* MSCI world equity index down 1.2 percent at 317.39
* Investors dump stocks, European FX on growth fears
* Yen, government bonds benefit from safe-haven flows
By Natsuko Waki
LONDON, Sept 5 (Reuters) - A wave of risk aversion hit
financial markets on Friday, pushing world stocks to their
lowest in more than two years and knocking European currencies
and oil as fears intensified about the global economic slowdown.
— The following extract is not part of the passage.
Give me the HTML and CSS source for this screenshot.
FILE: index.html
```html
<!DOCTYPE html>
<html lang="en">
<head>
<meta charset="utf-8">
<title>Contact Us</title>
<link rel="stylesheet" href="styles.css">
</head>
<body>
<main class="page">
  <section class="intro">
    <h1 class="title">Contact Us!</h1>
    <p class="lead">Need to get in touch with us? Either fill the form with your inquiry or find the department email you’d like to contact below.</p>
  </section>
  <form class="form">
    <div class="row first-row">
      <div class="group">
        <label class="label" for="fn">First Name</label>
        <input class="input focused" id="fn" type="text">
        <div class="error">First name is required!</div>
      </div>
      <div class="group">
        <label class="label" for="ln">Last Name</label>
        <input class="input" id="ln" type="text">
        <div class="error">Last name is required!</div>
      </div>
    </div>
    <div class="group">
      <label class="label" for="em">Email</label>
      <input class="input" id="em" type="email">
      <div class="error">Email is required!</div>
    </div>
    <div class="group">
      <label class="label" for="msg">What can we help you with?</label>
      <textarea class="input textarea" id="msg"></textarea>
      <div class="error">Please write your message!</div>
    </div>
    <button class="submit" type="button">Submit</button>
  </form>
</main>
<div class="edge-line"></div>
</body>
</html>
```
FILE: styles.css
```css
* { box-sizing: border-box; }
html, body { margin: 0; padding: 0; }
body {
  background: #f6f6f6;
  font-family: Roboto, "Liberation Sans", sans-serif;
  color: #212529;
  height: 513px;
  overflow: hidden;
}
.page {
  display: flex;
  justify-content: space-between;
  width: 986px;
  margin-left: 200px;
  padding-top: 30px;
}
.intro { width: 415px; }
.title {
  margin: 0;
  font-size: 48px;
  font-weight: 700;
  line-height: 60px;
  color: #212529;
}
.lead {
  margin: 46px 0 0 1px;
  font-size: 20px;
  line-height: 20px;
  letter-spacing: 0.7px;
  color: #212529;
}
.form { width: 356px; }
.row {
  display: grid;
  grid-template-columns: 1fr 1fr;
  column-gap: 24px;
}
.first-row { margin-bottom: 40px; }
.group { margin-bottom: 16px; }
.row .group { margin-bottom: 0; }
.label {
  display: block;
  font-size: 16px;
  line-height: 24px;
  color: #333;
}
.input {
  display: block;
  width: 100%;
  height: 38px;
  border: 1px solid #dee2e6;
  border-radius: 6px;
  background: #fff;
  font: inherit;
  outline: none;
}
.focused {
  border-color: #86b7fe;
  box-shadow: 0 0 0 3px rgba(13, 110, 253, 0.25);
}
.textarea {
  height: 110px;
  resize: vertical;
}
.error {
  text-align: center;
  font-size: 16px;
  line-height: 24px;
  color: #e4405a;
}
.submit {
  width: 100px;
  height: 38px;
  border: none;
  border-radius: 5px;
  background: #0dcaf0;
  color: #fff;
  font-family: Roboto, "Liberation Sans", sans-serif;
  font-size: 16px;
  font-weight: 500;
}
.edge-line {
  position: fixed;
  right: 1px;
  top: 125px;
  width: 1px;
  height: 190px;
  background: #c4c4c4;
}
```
Safe-haven assets such as the yen and government bonds
benefited after Wall Street had its steepest decline in more
than two months as recent weak U.S. labour market data fanned
nervousness about a closely-watched monthly jobs report later in
the day.
Bank stocks took a hit after the European Central Bank
tightened rules on the assets banks can submit as collateral in
central bank lending operations following concern that its rules
have been open to misuse.
Risk aversion also hit emerging markets -- which have
already been under pressure in recent weeks on rising political
and economic risk -- with benchmark emerging stocks hitting a
17-month low.
"Global deleveraging remains the dominant theme in markets
as the economic and financial sector news continues to
disappoint," noted Mitul Kotecha, head of FX strategy at Calyon.
"The path of destruction that this deleveraging is causing
was evident in the slide in U.S. equities and subsequent decline
in Asian equity markets."
The FTSEurofirst 300 index <> fell 1.2 percent,
following even steeper moves in Asian stocks.
The MSCI main world equity index <.MIWD00000PUS> dropped 1.2
percent, hitting its lowest since July 2006. The index has made
six sessions of consecutive losses and already lost 5.6 percent
since the start of the month.
U.S. stock futures <SPc1> were pointing to a lower day on
Wall Street later. Data is expected to show that the U.S.
economy lost 75,000 non-farm jobs in August.
European banking shares <.SX7P> fell 1.7 percent. The ECB is
set to increase the safety margin it takes in valuing assets,
known as the haircut, to 12 percent across the board for all
asset-backed securities (ABS) which banks deposit with the ECB
to receive short-term funding and access payment systems.
Analysts say the changes would make it less attractive for
banks to use ABS as collateral and would push up the overall
cost of borrowing funds from the central bank.
WAVE OF RISK AVERSION
European currencies extended their recent decline on
concerns that economies outside the United States are
deteriorating, especially in Europe -- which is facing
recession.
Deepening such concerns, German industrial output fell by a
bigger-than-expected 1.8 percent in July, dipping for the fourth
time in five months.
The euro <EUR=> had fallen to a 11-month low below $1.42
while sterling hit a 12-year low on a trade-weighted basis
<=GBP>.
The low-yielding yen surged to a 13-month high around 150.60
per euro <EURJPY=R> while it hit two-year lows against the
Australian and New Zealand dollars.
The dollar <.DXY> rose 0.15 percent against a basket of
major currencies. The index is up nearly 9 percent in the third
quarter, on track for a biggest quarterly gain since the fourth
quarter of 1992.
Emerging sovereign spreads <11EMJ> widened 6 basis points to
trade 327 basis points above U.S. Treasuries. Emerging stocks
<.MSCIEF> lost 2.4 percent.
The September Bund future <FGBLU8> rose 45 ticks, benefiting
from flows into safe-haven government bonds.
Concerns that the slowing economy would hit energy demand
weighed on U.S. light crude <CLc1>, which fell 1.4 percent to
$106.40 a barrel. Gold <XAU=> ticked lower to $793.70 an ounce.